Kondisi seperti itu belum seberapa dengan yang dialami supir ojek. Mereka yang kena imbas paling parah. Setelah diperbolehkan masuk kembali, tiap-tiap jam kedatangan kereta api. Para supir ojek harus mendatangi calon penumpang untuk menawarkan jasa ojek, lalu mereka harus menggiring penumpang ke luar stasiun untuk  naik motornya.

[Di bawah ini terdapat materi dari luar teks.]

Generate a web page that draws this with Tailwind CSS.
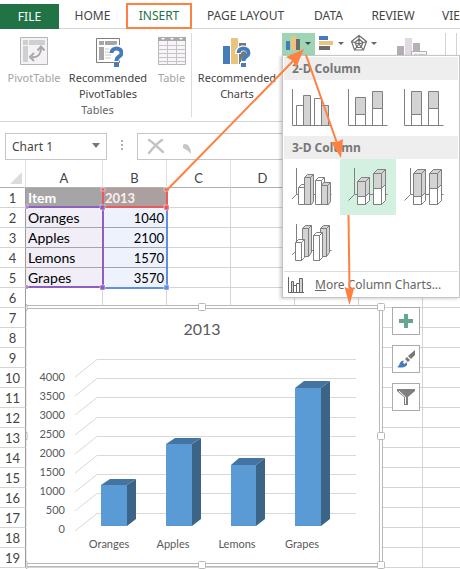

Kini mereka mangkal seorang diri tanpa ditemani motornya. “Yang mangkal Cuma kita, motornya ada di luar,” terang Remo, 30 tahun, rekan Munif sesama supir ojek.

“Tuntutan kita jelas, agar taksi warna-warni, ojek, bajaj punya tempat yang jelas di St. Gambir, orang kita sama-sama cari makan disini.” Pinta haryanto. Kalau sudah begini pilihan tentu ditentukan oleh penumpang. Biar penumpang sendiri yang memilih ingin menggunakan transportasi apa. “Bukan dibatasi seperti ini,” lanjut Haryanto.

Mungkin St. Gambir telah sembuh dari buta warna totalnya, yang hanya bisa melihat satu warna saja. Kini St.Gambir mengidap buta warna parsial. Layaknya seorang yang megidap buta warna parsial. Hanya ada beberapa warna yang dapat dilihatnya, itupun dengan ketentuan-ketentuan tertentu.